The Internal Revenue Service has announced that interest rates for the calendar quarter beginning April 1, 2009, will drop by one percentage point. The new rates will be:

  • 4 percent for overpayments [3 percent in the case of a corporation]
  • 4 percent for underpayments
  • 6 percent for large corporate underpayments
  • 1.5 percent for the portion of a corporate overpayment exceeding $10,000

Under the Internal Revenue Code, the rate of interest is determined on a quarterly basis. For taxpayers other than corporations, the overpayment and underpayment rate is the federal short-term rate plus 3 percentage points. Generally, in the case of a corporation, the underpayment rate is the federal short-term rate plus 3 percentage points and the overpayment rate is the federal short-term rate plus 2 percentage points. The rate for large corporate underpayments is the federal short-term rate plus 5 percentage points.

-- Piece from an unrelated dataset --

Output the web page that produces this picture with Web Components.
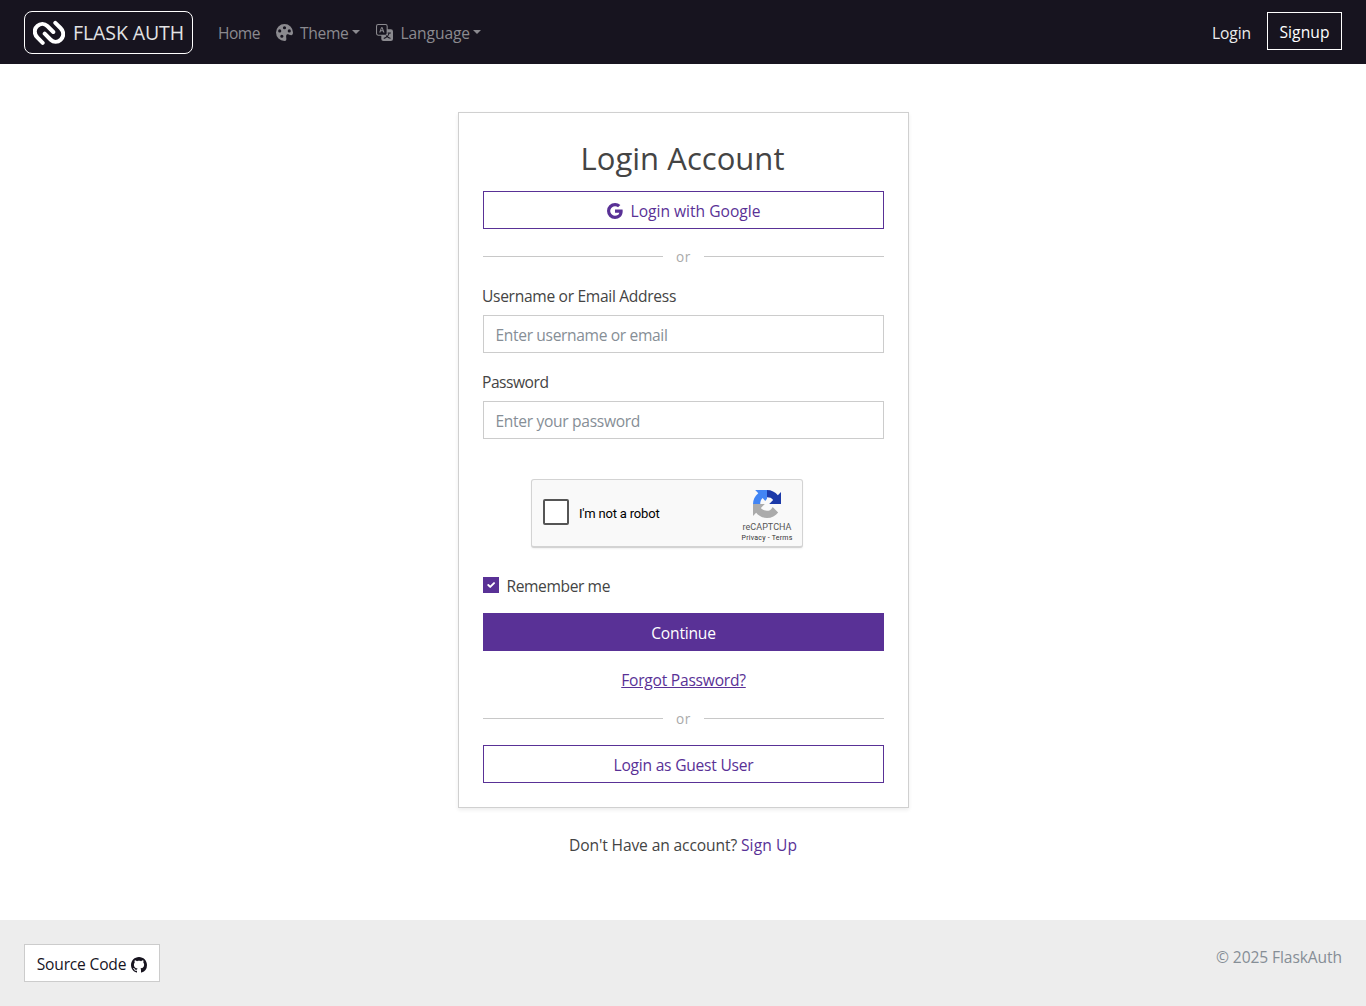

The rate on the portion of a corporate overpayment of tax exceeding $10,000 for a taxable period is the federal short-term rate plus one-half (0.5) of a percentage point.

The interest rates announced by the IRS are computed from the federal short-term rate during January 2009 to take effect February 1, 2009, based on daily compounding.

The rate for determining the addition to tax for failure to pay estimated tax for the first 15 days in April 2009 is the 5 percent rate that applied to underpayments of tax during the first calendar quarter in 2009.

Revenue Ruling 2009-7 provides the new interest rates as well as historical information on previous rates.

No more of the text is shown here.